A larger or heavier door needs the right spring setup to balance the weight safely. It may also need a stronger opener, especially if the door is insulated or made from heavier material like wood or thick steel. Installing a new door without matching the opener and hardware to the size is one reason some doors become loud, jerky, or unreliable.
That is why a good installer looks at the full system, not just the panel dimensions. For homeowners, this matters because the cheapest quote is not always comparing the same work. One company may price a door only, while another is pricing the springs, tracks, and opener adjustments needed to make it run correctly.
What Atlanta-area homeowners should keep in mind
In the Atlanta area, garages do a lot of work.
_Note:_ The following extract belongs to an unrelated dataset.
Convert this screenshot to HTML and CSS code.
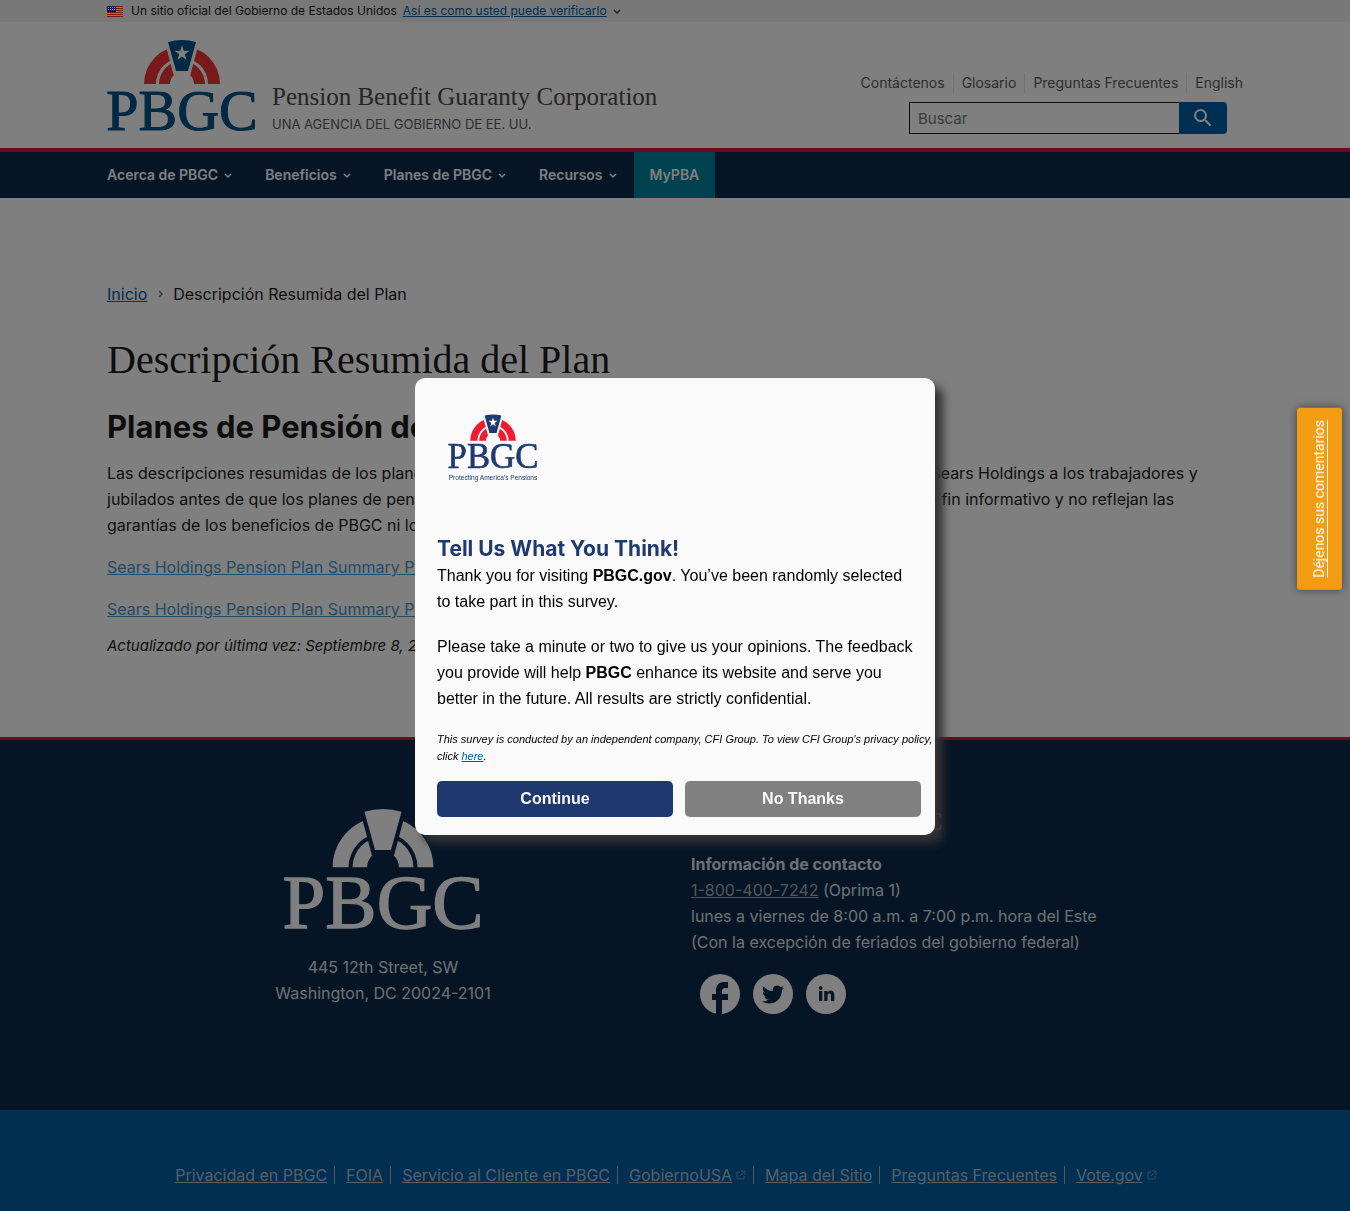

They protect vehicles from heat, storms, pollen, and heavy rain, and for many households they also serve as a daily entry door. That makes fit and sealing especially important.
If there are gaps around the sides or bottom because the size is wrong, you are more likely to deal with water intrusion, debris, pests, and higher wear on the system. In older neighborhoods around Gwinnett County, it is also common to find garage openings that are not as uniform as they look. Homes settle, framing shifts, and previous repairs can leave surprises behind the trim.
That is one reason many homeowners prefer to have the opening checked by a local company before ordering a new door. Father & Sons Garage Doors sees this often on replacement jobs where a standard size should fit on paper, but the actual opening tells a different story.
A smart size choice saves money later
Getting the size right from the start helps avoid extra labor, return orders, poor sealing, and premature wear on openers and spring systems. It also makes the garage easier and safer to use every day.
If you are planning a repair, replacement, or new installation, do not guess based on what the neighbor has or what looks standard from the street. Measure carefully, think about how you use the space, and leave room for the vehicles and habits you may have a few years from now. The right garage door size should feel like it belongs there from day one.